I'm no metallurgist so I can't give a bunch of figures and all that stuff to explain the wherefores and hows without quoting from the several books I have that treat with wrought iron. I do know that it is more fibrous than crystalline in nature, much like the fibers in wood. One interesting thing that I have found in my studies on Civil War guns was the fact that Cook and Brother who made a fine copy of the Enfield for the Confederacy, twisted the stock used for their barrels while hot to lay the inclusions at right angles to the axis of the bore. This supposedly made the barrels stronger by not having long seams formed by inclusions running in line with the bore. The Cooks also drilled their barrels from solid bars rather than welding them from skelps. One writer says that they used Swedish iron, but I doubt that seriously considering it was supposed to be high quality and the difficulty of getting it through the blockade. A look at a Cook rifle barrel will show the inclusions running in a spiral around the barrel. I've got a short piece of wrought iron in my shop that I had turned down a few years ago to see how it looked inside. The outside was quite eroded (this stuff doesn't rust the same as mild steel, in fact it generally lasts longer). I turned it down in steps and found that most inclusions are quite shallow and probably wouldn't be a major factor in a barrel failure unless at a thin place or under a very heavy load. If twisted, they may become stronger I suppose, but on the other hand, twisting could cause further separation and weakening.

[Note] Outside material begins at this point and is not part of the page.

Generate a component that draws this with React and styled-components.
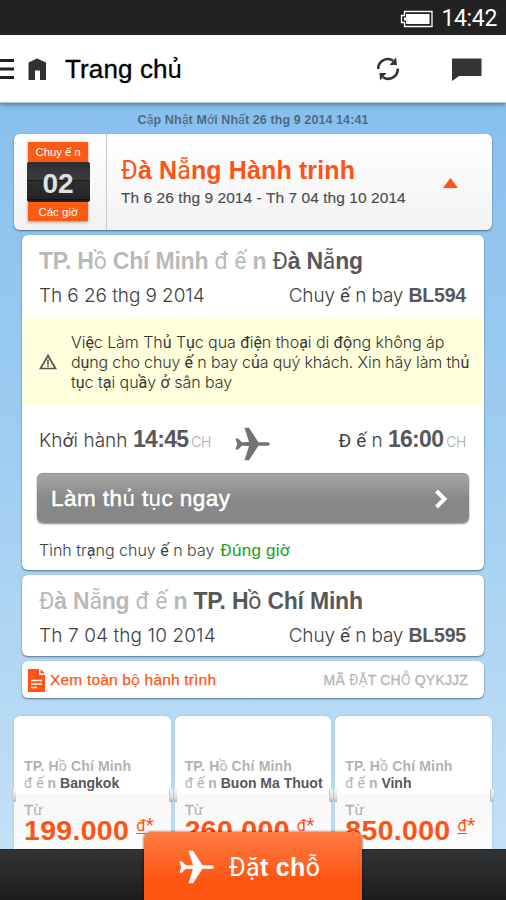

If I was to ever take the plunge and forge a barrel from wrought iron, I would play it safe and have it X-rayed or magnafluxed and then I would proof it twice and re-X-rayed before trusting it fully. And I would never use a load heavier than what should be used in whatever caliber it was.

Mention was made earlier of using a drawknife to cut the flats on a barrel. I have read in at least two different sources that some iron was soft enough to do it. I've never seen such iron, but I'm not going to say it couldn't have been done...yet.